>> Start DATA LINES
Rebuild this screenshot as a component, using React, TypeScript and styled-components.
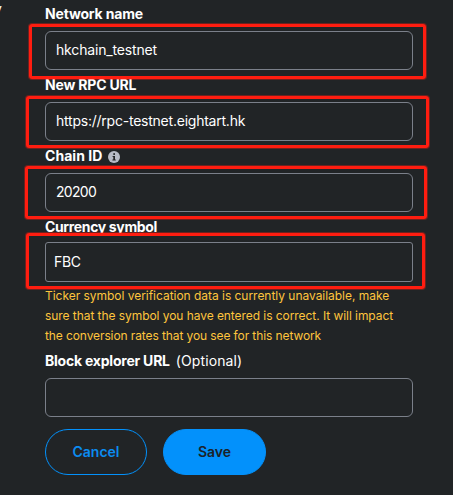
import React from 'react';
import styled, { createGlobalStyle } from 'styled-components';

const GlobalStyle = createGlobalStyle`
  * { box-sizing: border-box; }
  body { margin: 0; background: #212426; }
`;

const Page = styled.main`
  position: relative;
  width: 453px;
  height: 495px;
  overflow: hidden;
  background: #212426;
  color: #fff;
  font-family: Inter, 'Liberation Sans', sans-serif;
  font-size: 14px;
`;

const EdgeText = styled.span`
  position: absolute;
  left: -6px;
  top: -1px;
  line-height: 20px;
  font-size: 14px;
`;

const Form = styled.form`
  display: flex;
  flex-direction: column;
  width: 368px;
  margin-left: 45px;
  padding-top: 4px;
`;

const Field = styled.div<{ $height: number }>`
  display: flex;
  flex-direction: column;
  height: ${(p) => p.$height}px;
`;

const LabelRow = styled.div<{ $height: number }>`
  display: flex;
  align-items: flex-start;
  height: ${(p) => p.$height}px;
  line-height: 20px;
  white-space: nowrap;
`;

const Label = styled.label<{ $spacing: number }>`
  font-weight: 750;
  letter-spacing: ${(p) => p.$spacing}px;
`;

const Optional = styled.span`
  margin-left: 6px;
  letter-spacing: 0.1px;
`;

const InfoIcon = styled.svg`
  margin: 5px 0 0 6px;
`;

const InputFrame = styled.div`
  position: relative;
`;

const Input = styled.input<{ $height: number; $radius: number; $pad: number; $spacing: number }>`
  display: block;
  width: 100%;
  height: ${(p) => p.$height}px;
  padding: 0 ${(p) => p.$pad}px 2px;
  border: 1px solid #7b808a;
  border-radius: ${(p) => p.$radius}px;
  outline: none;
  background: transparent;
  color: #fff;
  font: inherit;
  letter-spacing: ${(p) => p.$spacing}px;
`;

const Marker = styled.div<{ $inset: string }>`
  position: absolute;
  inset: ${(p) => p.$inset};
  border: 3px solid #ff1d10;
  border-radius: 3px;
  box-shadow: 0 0 0 1px rgba(255, 29, 16, 0.35);
  pointer-events: none;
`;

const Warning = styled.p`
  height: 69px;
  margin: 0;
  padding-top: 4px;
  color: #ffc53d;
  font-size: 12px;
  line-height: 20px;
  white-space: nowrap;
`;

const WarningLine = styled.span<{ $spacing: number }>`
  display: block;
  letter-spacing: ${(p) => p.$spacing}px;
`;

const Actions = styled.div`
  display: flex;
  gap: 16px;
`;

const Button = styled.button<{ $primary?: boolean }>`
  width: ${(p) => (p.$primary ? 103 : 102)}px;
  height: 46px;
  padding: 0 0 2px;
  border: 1px solid #0391fb;
  border-radius: 23px;
  background: ${(p) => (p.$primary ? '#0391fb' : 'transparent')};
  color: ${(p) => (p.$primary ? '#1b2229' : '#0b8cf0')};
  font: 600 14px Inter, 'Liberation Sans', sans-serif;
`;

type FieldData = {
  label: string;
  value: string;
  height: number;
  labelHeight?: number;
  labelSpacing: number;
  valueSpacing?: number;
  inputHeight?: number;
  radius?: number;
  pad?: number;
  marker?: string;
  info?: boolean;
  optional?: boolean;
};

const networkFields: FieldData[] = [
  { label: 'Network name', value: 'hkchain_testnet', height: 71, labelSpacing: -0.17, valueSpacing: -0.16, marker: '-7px -13px -9px -16px' },
  { label: 'New RPC URL', value: 'https://rpc-testnet.eightart.hk', height: 71, labelSpacing: -0.18, valueSpacing: -0.23, marker: '-6px -16px -7px -19px' },
  { label: 'Chain ID', value: '20200', height: 71, labelSpacing: 0.04, valueSpacing: -0.7, marker: '-7px -14px -7px -20px', info: true },
  { label: 'Currency symbol', value: 'FBC', height: 65, labelHeight: 25, labelSpacing: -0.35, valueSpacing: -0.3, inputHeight: 40, radius: 3, pad: 8, marker: '-9px -12px -7px -19px' },
];

const explorerField: FieldData = {
  label: 'Block explorer URL', value: '', height: 78, labelSpacing: -0.22, optional: true,
};

function FormField({ data }: { data: FieldData }) {
  return (
    <Field $height={data.height}>
      <LabelRow $height={data.labelHeight ?? 27}>
        <Label $spacing={data.labelSpacing}>{data.label}</Label>
        {data.optional && <Optional>(Optional)</Optional>}
        {data.info && (
          <InfoIcon width="12" height="12" viewBox="0 0 12 12">
            <circle cx="6" cy="6" r="6" fill="#b7bbc6" />
            <rect x="5.3" y="2.2" width="1.7" height="1.7" fill="#212426" />
            <path d="M4.6 4.9H7V8.5H7.8V9.6H4.4V8.5H5.3V6H4.6Z" fill="#212426" />
          </InfoIcon>
        )}
      </LabelRow>
      <InputFrame>
        <Input
          aria-label={data.label}
          defaultValue={data.value}
          $height={data.inputHeight ?? 39}
          $radius={data.radius ?? 6}
          $pad={data.pad ?? 10}
          $spacing={data.valueSpacing ?? 0}
        />
        {data.marker && <Marker $inset={data.marker} />}
      </InputFrame>
    </Field>
  );
}

export default function App() {
  return (
    <Page>
      <GlobalStyle />
      <EdgeText>y</EdgeText>
      <Form onSubmit={(e) => e.preventDefault()}>
        {networkFields.map((f) => <FormField key={f.label} data={f} />)}
        <Warning>
          <WarningLine $spacing={-0.03}>Ticker symbol verification data is currently unavailable, make</WarningLine>
          <WarningLine $spacing={-0.06}>sure that the symbol you have entered is correct. It will impact</WarningLine>
          <WarningLine $spacing={-0.1}>the conversion rates that you see for this network</WarningLine>
        </Warning>
        <FormField data={explorerField} />
        <Actions>
          <Button type="button">Cancel</Button>
          <Button type="submit" $primary>Save</Button>
        </Actions>
      </Form>
    </Page>
  );
}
>> End DATA LINES
## EXERCISE
How many lines of the data contain the word "this"? Answer with the number alone.

## REPLY
2